Pasal tersebut telah di uji materi oleh Mahkamah Konstitusi berdasarkan Putusan MK No. 119/PPU-XXIII/2025 yang menegaskan bahwa partisipasi Masyarakat dalam perlindungan lingkungan tidak dapat digugat secara hukum.
Meski telah diatur oleh Pasal 66 Undang-Undang No 32 Tahun 2009 tentang Perlindungan dan Pengelolaan Lingkungan Hidup dan diperkuat dengan Putusan Mahkamah Konstitusi maka Perlindungan dalam Pasal terebut bukanlah bentuk kebal hukum absolut. Perlindungan ini hanya berlaku bila:
– Dilakukan dengan tujuan memperjuangkan lingkungan hidup yang baik dan sehat,
– Ditempuh melalui cara-cara yang damai, tidak mengandung unsur kekerasan atau pelanggaran hukum pidana lainnya,
– Tidak disalahgunakan untuk kepentingan pribadi atau kelompok yang merugikan orang lain secara melawan hukum.
Kesimpulan :
– Perlindungan hukum terhadap pejuang lingkungan diatur secara tegas dalam Pasal 66 UU PPLH dan diperkuat dengan Putusan MK No 119/PPU-XXIII/2025 yang menegaskan bahwa partisipasi Masyarakat dalam perlindungan lingkungan tidak dapat digugat secara hukum sebagai bentuk jaminan hak konstitusional warga negara.
– Setiap orang yang memperjuangkan hak atas lingkungan hidup tidak dapat dituntut secara pidana maupun perdata, selama dilakukan dengan itikad baik dan sesuai hukum.
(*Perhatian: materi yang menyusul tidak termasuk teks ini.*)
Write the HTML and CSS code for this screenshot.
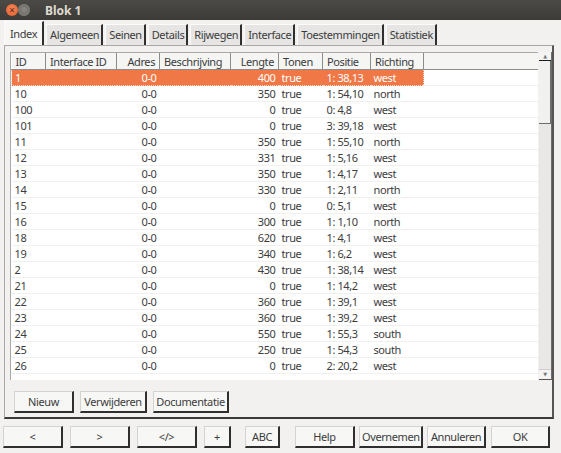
FILE: index.html
```html
<!DOCTYPE html>
<html lang="nl">
<head>
    <meta charset="UTF-8">
    <title>Blok 1</title>
    <link rel="stylesheet" href="styles.css">
</head>
<body>
    <div class="window">
        <div class="titlebar">
            <span class="wbtn close">&#215;</span>
            <span class="wbtn minimize"></span>
            <span class="title">Blok 1</span>
        </div>

        <div class="tabs">
            <div class="tab active">Index</div>
            <div class="tab">Algemeen</div>
            <div class="tab">Seinen</div>
            <div class="tab">Details</div>
            <div class="tab">Rijwegen</div>
            <div class="tab">Interface</div>
            <div class="tab">Toestemmingen</div>
            <div class="tab">Statistiek</div>
        </div>

        <div class="panel">
            <div class="table-box">
                <div class="table-view">
                    <table class="grid">
                        <colgroup>
                            <col class="c-id"><col class="c-iface"><col class="c-adres"><col class="c-besch">
                            <col class="c-lengte"><col class="c-tonen"><col class="c-pos"><col class="c-richt"><col>
                        </colgroup>
                        <thead>
                            <tr>
                                <th>ID</th>
                                <th>Interface ID</th>
                                <th class="num">Adres</th>
                                <th>Beschrijving</th>
                                <th class="num">Lengte</th>
                                <th>Tonen</th>
                                <th>Positie</th>
                                <th>Richting</th>
                                <th class="filler"></th>
                            </tr>
                        </thead>
                        <tbody>
                            <tr class="selected"><td>1</td><td></td><td class="num">0-0</td><td></td><td class="num">400</td><td>true</td><td class="pos">1: 38,13</td><td>west</td><td class="filler"></td></tr>
                            <tr><td>10</td><td></td><td class="num">0-0</td><td></td><td class="num">350</td><td>true</td><td class="pos">1: 54,10</td><td>north</td><td></td></tr>
                            <tr><td>100</td><td></td><td class="num">0-0</td><td></td><td class="num">0</td><td>true</td><td class="pos">0: 4,8</td><td>west</td><td></td></tr>
                            <tr><td>101</td><td></td><td class="num">0-0</td><td></td><td class="num">0</td><td>true</td><td class="pos">3: 39,18</td><td>west</td><td></td></tr>
                            <tr><td>11</td><td></td><td class="num">0-0</td><td></td><td class="num">350</td><td>true</td><td class="pos">1: 55,10</td><td>north</td><td></td></tr>
                            <tr><td>12</td><td></td><td class="num">0-0</td><td></td><td class="num">331</td><td>true</td><td class="pos">1: 5,16</td><td>west</td><td></td></tr>
                            <tr><td>13</td><td></td><td class="num">0-0</td><td></td><td class="num">350</td><td>true</td><td class="pos">1: 4,17</td><td>west</td><td></td></tr>
                            <tr><td>14</td><td></td><td class="num">0-0</td><td></td><td class="num">330</td><td>true</td><td class="pos">1: 2,11</td><td>north</td><td></td></tr>
                            <tr><td>15</td><td></td><td class="num">0-0</td><td></td><td class="num">0</td><td>true</td><td class="pos">0: 5,1</td><td>west</td><td></td></tr>
                            <tr><td>16</td><td></td><td class="num">0-0</td><td></td><td class="num">300</td><td>true</td><td class="pos">1: 1,10</td><td>north</td><td></td></tr>
                            <tr><td>18</td><td></td><td class="num">0-0</td><td></td><td class="num">620</td><td>true</td><td class="pos">1: 4,1</td><td>west</td><td></td></tr>
                            <tr><td>19</td><td></td><td class="num">0-0</td><td></td><td class="num">340</td><td>true</td><td class="pos">1: 6,2</td><td>west</td><td></td></tr>
                            <tr><td>2</td><td></td><td class="num">0-0</td><td></td><td class="num">430</td><td>true</td><td class="pos">1: 38,14</td><td>west</td><td></td></tr>
                            <tr><td>21</td><td></td><td class="num">0-0</td><td></td><td class="num">0</td><td>true</td><td class="pos">1: 14,2</td><td>west</td><td></td></tr>
                            <tr><td>22</td><td></td><td class="num">0-0</td><td></td><td class="num">360</td><td>true</td><td class="pos">1: 39,1</td><td>west</td><td></td></tr>
                            <tr><td>23</td><td></td><td class="num">0-0</td><td></td><td class="num">360</td><td>true</td><td class="pos">1: 39,2</td><td>west</td><td></td></tr>
                            <tr><td>24</td><td></td><td class="num">0-0</td><td></td><td class="num">550</td><td>true</td><td class="pos">1: 55,3</td><td>south</td><td></td></tr>
                            <tr><td>25</td><td></td><td class="num">0-0</td><td></td><td class="num">250</td><td>true</td><td class="pos">1: 54,3</td><td>south</td><td></td></tr>
                            <tr><td>26</td><td></td><td class="num">0-0</td><td></td><td class="num">0</td><td>true</td><td class="pos">2: 20,2</td><td>west</td><td></td></tr>
                        </tbody>
                    </table>
                </div>
                <div class="scrollbar">
                    <div class="sb-arrow up">&#9650;</div>
                    <div class="sb-thumb"></div>
                    <div class="sb-track"></div>
                    <div class="sb-arrow down">&#9660;</div>
                </div>
            </div>

            <div class="panel-buttons">
                <button class="btn w-nieuw">Nieuw</button>
                <button class="btn w-verw">Verwijderen</button>
                <button class="btn w-doc">Documentatie</button>
            </div>
        </div>

        <div class="footer">
            <button class="btn w-nav">&lt;</button>
            <button class="btn w-nav">&gt;</button>
            <button class="btn w-nav">&lt;/&gt;</button>
            <button class="btn w-plus">+</button>
            <button class="btn w-abc">ABC</button>
            <button class="btn w-help">Help</button>
            <button class="btn w-over">Overnemen</button>
            <button class="btn w-annul">Annuleren</button>
            <button class="btn w-ok">OK</button>
        </div>
    </div>
</body>
</html>
```

FILE: styles.css
```css
body {
    margin: 0;
    background: #f2f1f0;
    font-family: "Noto Sans", "DejaVu Sans", sans-serif;
    font-size: 11px;
    letter-spacing: -0.4px;
    color: #3c3c3c;
}

.window {
    width: 561px;
    height: 453px;
    overflow: hidden;
}

/* title bar */
.titlebar {
    height: 20px;
    background: linear-gradient(#4b4a46, #3c3b37);
    display: flex;
    align-items: center;
    padding-left: 6px;
}

.wbtn {
    width: 12px;
    height: 12px;
    border-radius: 50%;
    font-size: 10px;
    line-height: 12px;
    text-align: center;
    color: #5a2a14;
    letter-spacing: 0;
}

.wbtn.close {
    background: radial-gradient(circle at 50% 40%, #f6875a, #e45d2a);
}

.wbtn.minimize {
    background: radial-gradient(circle at 50% 40%, #8a8883, #6a6964);
    box-shadow: inset 0 0 0 3px #787671;
}

.title {
    margin-left: 15px;
    font-weight: bold;
    font-size: 12px;
    letter-spacing: 0;
    color: #dfdbd2;
}

/* tabs */
.tabs {
    display: flex;
    align-items: flex-end;
    height: 25px;
    padding-left: 4px;
}

.tab {
    height: 20px;
    line-height: 20px;
    padding: 0 2px 0 3px;
    margin-right: 2px;
    background: #e6e5e3;
    border-left: 1px solid #fbfbfb;
    border-right: 2px solid #2f2f2f;
    border-top: 1px solid #fbfbfb;
}

.tab.active {
    height: 23px;
    line-height: 24px;
    background: #f6f6f5;
    padding: 0 5px;
}

/* tab panel */
.panel {
    margin-left: 4px;
    width: 550px;
    height: 374px;
    border-top: 1px solid #a8a8a6;
    border-left: 1px solid #a8a8a6;
    border-right: 2px solid #555553;
    border-bottom: 2px solid #3a3a38;
    padding: 6px 0 0 5px;
    box-sizing: border-box;
}

.table-box {
    display: flex;
    height: 328px;
    width: 542px;
}

.table-view {
    width: 530px;
    background: #ffffff;
    border-left: 1px solid #a8a8a6;
    border-top: 1px solid #a8a8a6;
    box-sizing: border-box;
    overflow: hidden;
}

.grid {
    border-collapse: collapse;
    table-layout: fixed;
    width: 529px;
}

.c-id { width: 34px; }
.c-iface { width: 71px; }
.c-adres { width: 43px; }
.c-besch { width: 71px; }
.c-lengte { width: 48px; }
.c-tonen { width: 44px; }
.c-pos { width: 48px; }
.c-richt { width: 53px; }

.grid th {
    height: 16px;
    font-weight: normal;
    text-align: left;
    padding: 0 4px;
    background: #f5f5f4;
    border-right: 1px solid #8c8c8a;
    border-bottom: 1px solid #8c8c8a;
    white-space: nowrap;
    overflow: hidden;
}

.grid td {
    height: 15px;
    padding: 0 3px;
    border-bottom: 1px solid #f0f0f0;
    white-space: nowrap;
    line-height: 15px;
}

.grid .num {
    text-align: right;
}

.grid td.pos {
    padding-left: 4px;
}

.grid tr.selected td {
    background: #f07746;
    color: #ffffff;
    border-top: 1px dotted #ffd9c6;
    border-bottom: 1px dotted #ffd9c6;
}

.grid tr.selected td:first-child {
    border-left: 1px dotted #ffd9c6;
}

.grid tr.selected td:nth-child(8) {
    border-right: 1px dotted #ffd9c6;
}

.grid tr.selected td.filler {
    background: #ffffff;
    border: none;
    border-bottom: 1px solid #f0f0f0;
}

/* scrollbar */
.scrollbar {
    width: 12px;
    margin-left: 1px;
    display: flex;
    flex-direction: column;
    background: #e9e8e6;
    border-right: 1px solid #6d6d6b;
}

.sb-arrow {
    height: 8px;
    font-size: 5px;
    line-height: 8px;
    text-align: center;
    color: #777;
    background: #f4f4f3;
}

.sb-arrow.up {
    border-bottom: 1px solid #1e1e1e;
}

.sb-arrow.down {
    border-top: 1px solid #cfcfcd;
    border-bottom: 1px solid #555;
    height: 9px;
}

.sb-thumb {
    height: 62px;
    background: #f1f1f0;
    border-right: 1px solid #6d6d6b;
    border-bottom: 1px solid #6d6d6b;
}

.sb-track {
    flex: 1;
}

/* buttons */
.btn {
    font-family: inherit;
    font-size: 11px;
    letter-spacing: -0.4px;
    color: #3c3c3c;
    height: 22px;
    padding: 0 2px;
    background: #f7f7f6;
    border: 1px solid #d3d3d1;
    border-right: 2px solid #2f2f2f;
    border-bottom: 2px solid #2f2f2f;
    border-radius: 0;
    white-space: nowrap;
}

.panel-buttons {
    display: flex;
    gap: 6px;
    padding: 11px 0 0 4px;
}

.w-nieuw { width: 60px; }
.w-verw { width: 67px; }
.w-doc { width: 76px; }

.footer {
    display: flex;
    padding: 7px 0 0 3px;
}

.footer .btn {
    margin-right: 7px;
}

.w-nav { width: 60px; }
.w-plus { width: 27px; margin-right: 14px !important; }
.w-abc { width: 35px; margin-right: 15px !important; }
.w-help { width: 60px; margin-right: 4px !important; }
.w-over { width: 64px; margin-right: 4px !important; }
.w-annul { width: 59px; margin-right: 5px !important; }
.w-ok { width: 59px; }
```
– Negara harus hadir untuk menjamin implementasi norma ini dan mencegah praktik kriminalisasi terhadap aktivis lingkungan.
Saran :
– Aparat penegak hukum perlu diberikan pemahaman dan pelatihan tentang penerapan Pasal 66 UU PPLH dan Putusan MK No 119/PPU-XXIII/2025 agar tidak terjadi kesalahan dalam proses hukum terhadap aktivis lingkungan.
– Pemerintah perlu membuat mekanisme perlindungan khusus terhadap pembela lingkungan (environmental human rights defenders).
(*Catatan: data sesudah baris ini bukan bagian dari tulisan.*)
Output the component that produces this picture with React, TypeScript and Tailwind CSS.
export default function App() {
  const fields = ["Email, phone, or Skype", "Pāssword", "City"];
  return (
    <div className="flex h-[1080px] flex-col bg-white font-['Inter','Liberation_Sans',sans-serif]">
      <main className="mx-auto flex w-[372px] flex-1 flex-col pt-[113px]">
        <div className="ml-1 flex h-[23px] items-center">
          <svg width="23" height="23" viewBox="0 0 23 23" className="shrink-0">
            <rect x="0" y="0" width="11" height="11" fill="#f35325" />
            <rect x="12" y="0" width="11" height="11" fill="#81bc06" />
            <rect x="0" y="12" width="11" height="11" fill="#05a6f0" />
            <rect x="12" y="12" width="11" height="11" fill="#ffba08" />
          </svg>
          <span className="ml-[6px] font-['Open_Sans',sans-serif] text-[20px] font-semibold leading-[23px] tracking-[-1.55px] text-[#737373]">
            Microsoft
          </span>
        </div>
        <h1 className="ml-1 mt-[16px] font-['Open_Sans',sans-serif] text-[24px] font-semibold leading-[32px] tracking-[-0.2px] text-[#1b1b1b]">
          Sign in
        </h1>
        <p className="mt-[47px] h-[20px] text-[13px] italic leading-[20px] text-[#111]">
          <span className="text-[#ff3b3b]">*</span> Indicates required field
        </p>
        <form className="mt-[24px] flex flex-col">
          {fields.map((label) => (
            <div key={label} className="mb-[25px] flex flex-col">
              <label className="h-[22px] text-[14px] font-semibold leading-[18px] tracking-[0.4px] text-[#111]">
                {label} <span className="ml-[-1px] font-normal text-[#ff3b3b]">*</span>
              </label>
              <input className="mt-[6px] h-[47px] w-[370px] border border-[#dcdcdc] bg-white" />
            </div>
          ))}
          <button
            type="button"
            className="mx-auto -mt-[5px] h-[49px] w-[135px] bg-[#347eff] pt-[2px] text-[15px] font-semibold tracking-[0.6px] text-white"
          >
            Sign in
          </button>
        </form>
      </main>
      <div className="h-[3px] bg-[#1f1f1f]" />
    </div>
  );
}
– Perlu dilakukan pengawasan terhadap penerapan hukum di lapangan agar tidak terjadi penyimpangan terhadap hak-hak warga negara dalam memperjuangkan lingkungan hidup.
Dasar Hukum
– Undang-Undang Dasar Negara Republik Indonesia 1945
– Undang-Undang No 32 Tahun 2009 tentang Perlindungan dan Pengelolaan Lingkungan Hidup
– Putusan Mahkamah Konstitusi No 119/PPU-XXII/2025.